The awards for first, second, and third place at the national level are $1000, $500, and $250, respectively. "Outstanding Entry" awards are also given to two projects from each state: one junior entry and one senior entry. There are also more than a dozen special prizes awarded worth between $250 and $10,000. Special prizes may also provide special opportunities. For example, 2025 Individual documentary category winners will have the opportunity to partake in virtual mentorship sessions with filmmaker Ken Burns and Library of Congress Lavine/Ken Burns Prize for Film finalists.

==== Impact on students ====
In 2011 several researchers from Rockman et al published a study examining the competition's impact on participating students. Funded by the National History Day organization and an independent funder, the study focused on students from New Jersey, Texas, South Carolina, and Colorado, examining both students who participated in the contest and those who did not. Findings indicated that participating students were more likely to outperform the non-participating students scholastically; researchers noted that "Although it is difficult to credit any single program with student success, there are clear and consistent indications that academic performance improves with successive years of NHD participation."

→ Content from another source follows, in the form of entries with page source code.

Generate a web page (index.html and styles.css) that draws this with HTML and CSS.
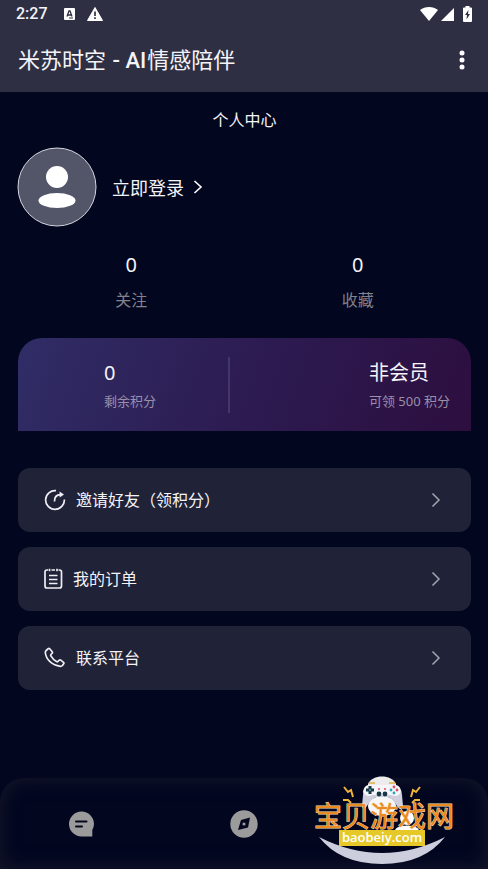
FILE: index.html
```html
<!DOCTYPE html>
<html lang="zh-CN">
<head>
    <meta charset="UTF-8">
    <meta name="viewport" content="width=device-width, initial-scale=1.0">
    <title>米苏时空 - AI情感陪伴</title>
    <link rel="stylesheet" href="styles.css">
</head>
<body>
    <header class="header">
        <div class="status-bar">
            <span class="time">2:27</span>
            <svg width="11" height="12" viewBox="0 0 11 12">
                <rect width="11" height="12" rx="1" fill="#fff"/>
                <path d="M3 8.500L5 3h1l2 5.500M3.800 7h3.400" fill="none" stroke="#2e2f43" stroke-width="1.300"/>
                <path d="M5 10h4" stroke="#2e2f43"/>
            </svg>
            <svg width="16" height="14" viewBox="0 0 16 14">
                <path d="M8 .5L15.500 13.500H.5z" fill="#fff" stroke="#fff" stroke-linejoin="round"/>
                <path d="M8 4.500v4.500M8 10.300v1.700" stroke="#2e2f43" stroke-width="1.700"/>
            </svg>
            <div class="status-right">
                <svg width="18" height="14" viewBox="0 0 18 14"><path d="M0 3C5-1 13-1 18 3L9 14z" fill="#fff"/></svg>
                <svg width="13" height="13" viewBox="0 0 13 13"><path d="M13 0v13H0z" fill="#fff"/></svg>
                <svg class="battery" width="9" height="16" viewBox="0 0 9 16">
                    <path d="M2.500 0h4v1.500H8q1 0 1 1V15q0 1-1 1H1q-1 0-1-1V2.500q0-1 1-1h1.500z" fill="#fff"/>
                    <path d="M5.500 4L2 9h2l-.5 4.500L7 8H5z" fill="#2e2f43"/>
                </svg>
            </div>
        </div>
        <div class="app-bar">
            <h1>米苏时空<span class="latin"> - AI</span>情感陪伴</h1>
            <button class="menu-btn" type="button" aria-label="更多">
                <svg width="6" height="20" viewBox="0 0 6 20" fill="#fff">
                    <circle cx="3" cy="3" r="2.500"/><circle cx="3" cy="10" r="2.500"/><circle cx="3" cy="17" r="2.500"/>
                </svg>
            </button>
        </div>
    </header>

    <main class="content">
        <h2>个人中心</h2>

        <a class="login" href="#login">
            <svg width="80" height="80" viewBox="0 0 80 80">
                <circle cx="40" cy="40" r="39" fill="#535568" stroke="#d5d6df"/>
                <circle cx="40" cy="30" r="11" fill="#fff"/>
                <ellipse cx="40" cy="53.500" rx="18.500" ry="7.500" fill="#fff"/>
            </svg>
            <span>立即登录</span>
            <svg width="10" height="14" viewBox="0 0 10 14"><path d="M1.500 1L8 7l-6.500 6" fill="none" stroke="#fff" stroke-width="1.600"/></svg>
        </a>

        <!-- Follow / favourite counters -->
        <div class="stats">
            <a href="#follow"><strong>0</strong><span>关注</span></a>
            <a href="#favorite"><strong>0</strong><span>收藏</span></a>
        </div>

        <!-- Points and membership -->
        <section class="member-card">
            <div class="points"><strong>0</strong><span>剩余积分</span></div>
            <div class="member"><strong>非会员</strong><span>可领 500 积分</span></div>
        </section>

        <nav class="menu">
            <a href="#invite">
                <svg width="22" height="22" viewBox="0 0 22 22" fill="none" stroke="#eeeef4" stroke-width="1.700">
                    <path d="M12 1.600A9.400 9.400 0 1 0 20.400 10.500"/>
                    <path d="M10.500 12.500C10.300 8 12.500 5.800 16.500 5.600"/>
                    <path d="M15.500 2.500L20 5.500l-4.300 3z" fill="#eeeef4" stroke="none"/>
                </svg>
                <span>邀请好友（领积分）</span>
                <svg class="arrow" width="10" height="16" viewBox="0 0 10 16"><path d="M1.500 1.500L8 8l-6.500 6.500" fill="none" stroke="#a3a3ae" stroke-width="1.500"/></svg>
            </a>
            <a href="#orders">
                <svg width="19" height="22" viewBox="0 0 19 22" fill="none" stroke="#eeeef4" stroke-width="1.700">
                    <path d="M4 2H3Q1 2 1 4v14q0 2 2 2h12.500q2 0 2-2V4q0-2-2-2h-1M7.500 2H11M5.500.8v2.400M13 .8v2.400"/>
                    <path d="M5 7.500h8.500M5 11.500h8.500M5 15.500h8.500"/>
                </svg>
                <span>我的订单</span>
                <svg class="arrow" width="10" height="16" viewBox="0 0 10 16"><path d="M1.500 1.500L8 8l-6.500 6.500" fill="none" stroke="#a3a3ae" stroke-width="1.500"/></svg>
            </a>
            <a href="#contact">
                <svg width="22" height="22" viewBox="0 0 22 22" fill="none" stroke="#eeeef4" stroke-width="1.700" stroke-linejoin="round">
                    <path d="M2.200 3.500L4.200 1.700q.8-.6 1.500.1l2.500 3q.6.800-.1 1.500L7 7.500q-.6.700-.1 1.400 2 3.600 5.600 5.700.8.400 1.400-.1l1.400-1.400q.7-.6 1.500 0l2.700 2.200q.8.700.2 1.500l-1.300 1.700q-.8.900-2 .8C8 18.500 2 12.500 1.300 5.500q0-1.200.9-2z"/>
                </svg>
                <span>联系平台</span>
                <svg class="arrow" width="10" height="16" viewBox="0 0 10 16"><path d="M1.500 1.500L8 8l-6.500 6.500" fill="none" stroke="#a3a3ae" stroke-width="1.500"/></svg>
            </a>
        </nav>
    </main>

    <nav class="tab-bar">
        <a href="#chat" aria-label="聊天">
            <svg width="25" height="26" viewBox="0 0 25 26">
                <path d="M12.500.5A12.400 12.400 0 0 1 25 13q0 3-1.700 6v6.500H12.500a12.500 12.500 0 0 1 0-25z" fill="#9b9b9b"/>
                <path d="M7 10.500h10.500M7 15.500h6" stroke="#04071e" stroke-width="2" stroke-linecap="round"/>
            </svg>
        </a>
        <a href="#explore" aria-label="发现">
            <svg width="28" height="28" viewBox="0 0 28 28">
                <circle cx="14" cy="14" r="13.700" fill="#9b9b9b"/>
                <path d="M20 7.500L18 17.500 8 20l3-10z" fill="#04071e"/>
                <circle cx="14" cy="14" r="1.600" fill="#9b9b9b"/>
            </svg>
        </a>
        <a href="#mine" aria-label="我的">
            <svg width="28" height="28" viewBox="0 0 28 28" fill="#fff">
                <circle cx="14" cy="8" r="7"/><ellipse cx="14" cy="21" rx="12" ry="5.500"/>
            </svg>
        </a>
    </nav>

    <!-- Site badge over the tab bar -->
    <svg class="site-badge" width="144" height="92" viewBox="0 0 144 92">
        <path d="M5 62Q68 94 131 62Q110 89 68 89Q26 89 5 62z" fill="#cdcedd"/>
        <!-- gamepad -->
        <path d="M54 9C58-1 78-1 82 9V17H54z" fill="#ececec"/>
        <ellipse cx="68" cy="31" rx="14" ry="10" fill="#f7f7fa"/>
        <path d="M55 10H81Q87 10 88 20L89 31Q87 37 83 31Q79 24 74 22H62Q57 24 53 31Q49 37 48 31L49 20Q50 10 55 10z" fill="#cfcfdd"/>
        <path d="M55 10H81Q86 10 87 17 84 23 77 20H59Q52 23 49 17 50 10 55 10z" fill="#f5f5fa"/>
        <path d="M55 8h6M75 8h6" stroke="#e5bd62" stroke-width="2"/>
        <path d="M56 11v8M52 15h8" stroke="#183744" stroke-width="3"/>
        <circle cx="56" cy="15" r="1" fill="#55b6b9"/>
        <circle cx="65" cy="19" r="2.400" fill="#183744"/><circle cx="71" cy="19" r="2.400" fill="#183744"/>
        <circle cx="80" cy="12" r="1.400" fill="#d94f64"/><circle cx="80" cy="18" r="1.400" fill="#28a6b8"/>
        <circle cx="77" cy="15" r="1.400" fill="#28a6b8"/><circle cx="83" cy="15" r="1.400" fill="#d94f64"/>
        <path d="M64 14h2M70 14h2" stroke="#e34b59" stroke-width="1.500"/>
        <!-- sparks -->
        <path d="M30 12l4 5 3-2 2 7M29 25l5 0 3 3M106 12l-4 5-3-2-2 7M106 25l-5 0-3 3" fill="none" stroke="#f0b636" stroke-width="2"/>
        <text class="badge-name" x="0" y="52">宝贝游戏网</text>
        <rect x="25" y="55" width="86" height="16" fill="#e6c928"/>
        <text class="badge-site" x="68" y="67" text-anchor="middle">baobeiy.com</text>
    </svg>
</body>
</html>
```
FILE: styles.css
```css
* {
    box-sizing: border-box;
}
body {
    position: relative;
    display: flex;
    flex-direction: column;
    min-height: 100vh;
    margin: 0;
    background-color: #02061f;
    color: #f4f4f8;
    font-family: "Noto Sans", "Noto Sans CJK SC", sans-serif;
}
a {
    color: inherit;
    text-decoration: none;
}
svg {
    display: block;
    flex-shrink: 0;
}
h1, h2 {
    margin: 0;
    font-weight: 400;
}
strong {
    font-weight: 400;
}

/* Header */
.header {
    background-color: #2e2f43;
}
.status-bar {
    display: flex;
    align-items: center;
    gap: 12px;
    height: 28px;
    padding: 0 16px;
}
.time {
    margin-right: 4px;
    font: 500 16px/18px Roboto, sans-serif;
}
.status-right {
    display: flex;
    align-items: center;
    gap: 3px;
    margin-left: auto;
}
.battery {
    margin-left: 6px;
}
.app-bar {
    display: flex;
    align-items: center;
    justify-content: space-between;
    height: 64px;
    padding: 0 16px 0 18px;
}
.app-bar h1 {
    font-size: 22px;
    line-height: 32px;
}
.latin {
    padding: 0 1px;
    font-family: Roboto, sans-serif;
    font-weight: 500;
}
.menu-btn {
    padding: 0 7px;
    border: 0;
    background: none;
}

/* Profile */
.content {
    flex: 1;
    padding: 16px 17px 24px 18px;
}
.content h2 {
    font-size: 16px;
    line-height: 24px;
    text-align: center;
}
.login {
    display: flex;
    align-items: center;
    gap: 9px;
    width: max-content;
    margin: 15px 0 24px;
    font-size: 18px;
}
.login svg:first-child {
    margin: 0 6px 0 -1px;
}
.stats {
    display: grid;
    grid-template-columns: 1fr 1fr;
    margin-bottom: 26px;
}
.stats a {
    display: flex;
    flex-direction: column;
    align-items: center;
    gap: 9px;
}
.stats strong {
    font-size: 20px;
    line-height: 28px;
}
.stats span {
    color: #81828e;
    font-size: 16px;
    line-height: 24px;
}

/* Points card */
.member-card {
    display: flex;
    align-items: center;
    justify-content: space-between;
    height: 93px;
    margin-bottom: 37px;
    padding-right: 21px;
    border-radius: 24px 24px 0 0;
    background: linear-gradient(110deg, #302d66, #2c1a50 55%, #2d0e3f);
}
.points, .member {
    display: flex;
    flex-direction: column;
}
.points {
    width: 49%;
    padding-left: 86px;
    border-right: 2px solid #42366a;
}
.member-card strong {
    font-size: 20px;
    line-height: 32px;
}
.member-card span {
    color: #9b8faa;
    font-size: 13px;
    line-height: 24px;
}

/* Menu rows */
.menu {
    display: flex;
    flex-direction: column;
    gap: 15px;
}
.menu a {
    display: flex;
    align-items: center;
    gap: 10px;
    height: 64px;
    padding: 0 30px 0 26px;
    border-radius: 12px;
    background-color: #202237;
    font-size: 16px;
    line-height: 24px;
}
.arrow {
    margin-left: auto;
}

/* Bottom tabs */
.tab-bar {
    display: grid;
    grid-template-columns: repeat(3, 1fr);
    align-items: center;
    justify-items: center;
    height: 91px;
    border-radius: 24px 24px 0 0;
    box-shadow: inset 0 0 20px #181a2b;
}
.site-badge {
    position: absolute;
    right: 30px;
    bottom: 2px;
    overflow: visible;
}
.badge-name {
    fill: #eb8a1f;
    stroke: #f7dcb0;
    stroke-width: 1px;
    paint-order: stroke;
    font-size: 28px;
}
.badge-site {
    fill: #fff;
    font: 600 13px "Open Sans", sans-serif;
}
```
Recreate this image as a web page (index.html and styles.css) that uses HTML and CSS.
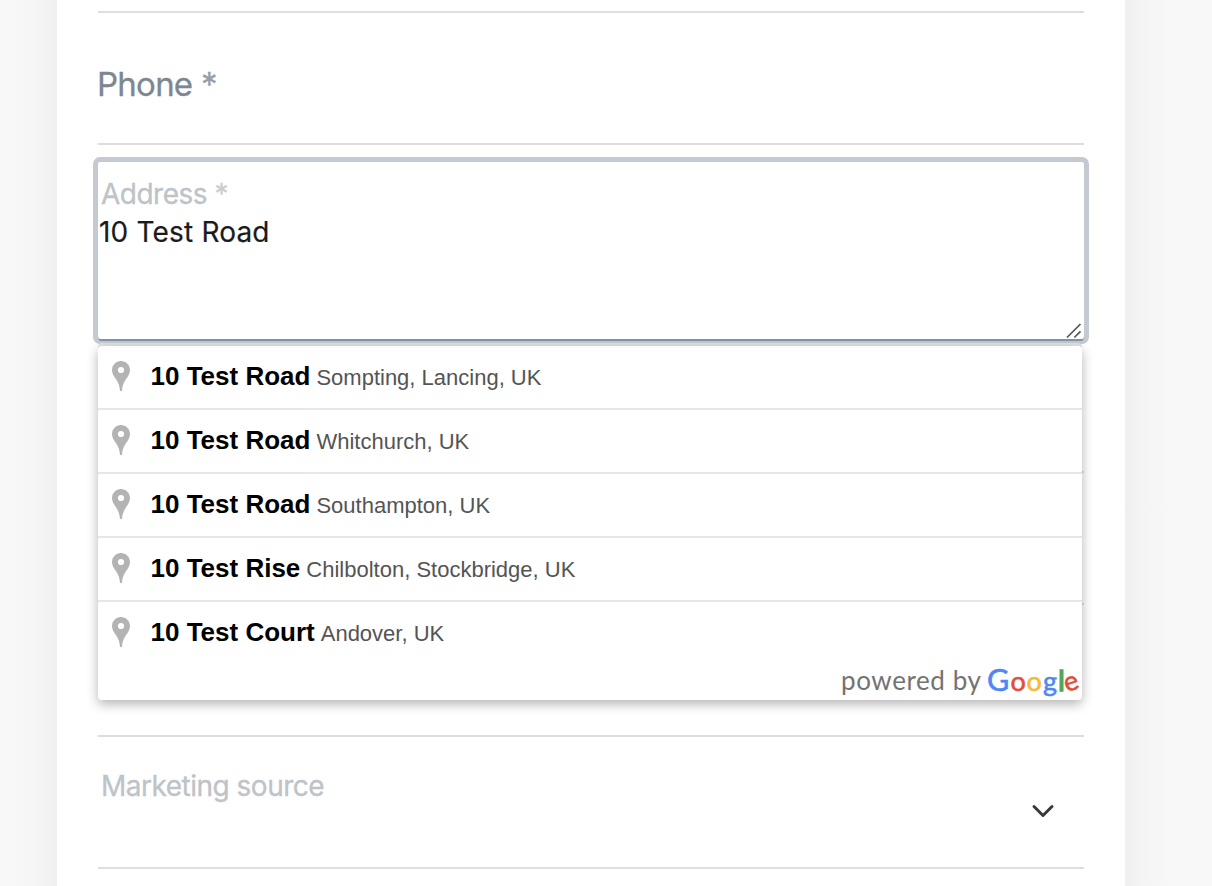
FILE: index.html
```html
<!DOCTYPE html>
<html lang="en">
<head>
<meta charset="utf-8">
<title>Contact details</title>
<link rel="stylesheet" href="styles.css">
</head>
<body>
<svg class="defs" width="0" height="0" aria-hidden="true">
  <symbol id="pin" viewBox="0 0 18 30"><path fill="#b3b3b3" fill-rule="evenodd" d="M9 0C4 0 0 4 0 9c0 3 1.300 5.200 3 7.800C6 21.300 7.600 24 8 30h2c.4-6 2-8.700 5-13.200 1.700-2.600 3-4.800 3-7.800 0-5-4-9-9-9zm0 5.900a3.100 3.100 0 1 1 0 6.200 3.100 3.100 0 0 1 0-6.200z"/></symbol>
</svg>
<main class="card">
  <div class="field field-cut"></div>
  <div class="field field-phone"><label class="label">Phone <span class="req">*</span></label></div>
  <div class="address">
    <div class="address-box">
      <label class="small-label">Address <span class="req">*</span></label>
      <div class="value">10 Test Road</div>
      <svg class="grip" width="16" height="16" viewBox="0 0 16 16" fill="none" stroke="#555" stroke-width="1.700"><path d="M1 14.500 14.500 1M8.300 14.500l6.200-6.200"/></svg>
    </div>
    <div class="suggestions">
      <div class="item"><svg class="pin"><use href="#pin"/></svg><b>10 Test Road</b><span>Sompting, Lancing, UK</span></div>
      <div class="item"><svg class="pin"><use href="#pin"/></svg><b>10 Test Road</b><span>Whitchurch, UK</span></div>
      <div class="item"><svg class="pin"><use href="#pin"/></svg><b>10 Test Road</b><span>Southampton, UK</span></div>
      <div class="item"><svg class="pin"><use href="#pin"/></svg><b>10 Test Rise</b><span>Chilbolton, Stockbridge, UK</span></div>
      <div class="item"><svg class="pin"><use href="#pin"/></svg><b>10 Test Court</b><span>Andover, UK</span></div>
      <div class="powered">
        <svg width="244" height="44" viewBox="0 0 244 44">
          <text class="by" x="3" y="36" textLength="140">powered by</text>
          <g class="google"><text class="blue cap" x="149" y="36.500">G</text><text class="red" x="172.500" y="36.500">o</text><text class="yellow" x="188.500" y="36.500">o</text><text class="blue" x="205" y="36.500">g</text><text class="green tall" x="220" y="36.500">l</text><text class="red" x="226.500" y="36.500" transform="rotate(-18 233 30)">e</text></g>
        </svg>
      </div>
    </div>
  </div>
  <div class="field behind-a"></div>
  <div class="field"></div>
  <div class="field"></div>
  <div class="field field-source"><label class="small-label">Marketing source</label>
    <svg class="chevron" width="24" height="16" viewBox="0 0 24 16" fill="none" stroke="#343a40" stroke-width="3" stroke-linecap="round" stroke-linejoin="round"><path d="M3 3.500l9 9 9-9"/></svg>
  </div>
</main>
</body>
</html>
```
FILE: styles.css
```css
* { box-sizing: border-box; }
html, body { height: 100%; }
body { margin: 0; background: linear-gradient(90deg, #f8f8f8 12px, #f4f4f4 40px, #efefef 57px, #efefef 1125px, #f4f4f4 1142px, #f8f8f8 1170px); font-family: Inter, "Liberation Sans", sans-serif; }
.defs { position: absolute; }
.card { width: 1068px; height: 100%; margin-left: 57px; padding: 0 41px; background: #fff; }
.field { width: 986px; height: 132px; border-bottom: 2px solid #dedede; }
.field-cut { height: 13px; }
.field-phone { padding-top: 51px; }
.label { display: block; margin-left: -1px; font-size: 33px; line-height: 40px; letter-spacing: -.75px; color: #7c8793; -webkit-text-stroke: .3px currentColor; }
.small-label { display: block; font-size: 28px; line-height: 34px; letter-spacing: -.5px; color: #bdc3c8; white-space: nowrap; -webkit-text-stroke: .3px currentColor; }
.req { opacity: .8; }
.address { position: relative; height: 199px; padding-top: 12px; margin: 0 -5px; }
.address-box { position: relative; height: 187px; border: 5px solid #c5cad2; border-bottom-width: 3px; border-radius: 7px; padding: 15px 1px 0; box-shadow: inset 0 -2px #8494a1; }
.address-box .small-label { padding-left: 2px; }
.value { margin-top: 4px; font-size: 28px; line-height: 34px; letter-spacing: .18px; color: #1b1b1d; -webkit-text-stroke: .2px currentColor; }
.grip { position: absolute; right: 2px; bottom: 2px; }
.suggestions { position: absolute; z-index: 2; left: 5px; top: 201px; width: 984px; height: 354px; background: #fff; border-radius: 4px; box-shadow: 0 4px 12px rgba(0,0,0,.3), 0 -3px #e3e3e2; font-family: "Liberation Sans", Arial, sans-serif; }
.item { height: 64px; display: flex; align-items: baseline; border-top: 2px solid #e6e6e6; padding-left: 14px; line-height: 60px; white-space: nowrap; }
.item:first-child { height: 62px; border-top: 0; }
.pin { width: 18px; height: 30px; align-self: flex-start; margin: 15px 20.500px 0 0; }
.item b { font-size: 26px; color: #000; }
.item span { margin-left: 6px; font-size: 22px; color: #545454; }
.powered { height: 44px; display: flex; justify-content: flex-end; margin-top: -10px; font-family: Lato, sans-serif; }
.by { font-size: 26px; fill: #737373; }
.google { font-size: 27px; stroke-width: .6px; }
.google .cap { font-size: 30.500px; }
.google .tall { font-size: 29px; stroke-width: 1.300px; }
.blue { fill: #4e87f4; stroke: #4e87f4; }
.red { fill: #df4f3b; stroke: #df4f3b; }
.yellow { fill: #f4bc35; stroke: #f4bc35; }
.green { fill: #53a45a; stroke: #53a45a; }
.behind-a { height: 129px; }
.field-source { display: flex; justify-content: space-between; padding: 32px 29px 0 3px; }
.chevron { margin-top: 34px; }
```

===Impact on historians===
Arnita Jones, executive director of the American Historical Association, wrote in 2001:
 Perhaps the greatest impact of National History Day...was on the historical profession itself. I truly believe that never have so many historians enjoyed engaging in the pursuit of history outside their offices, their regular classrooms, and their academic research as have the thousands who have participated in National History Day as teachers, mentors, consultants, and judges over more than two decades.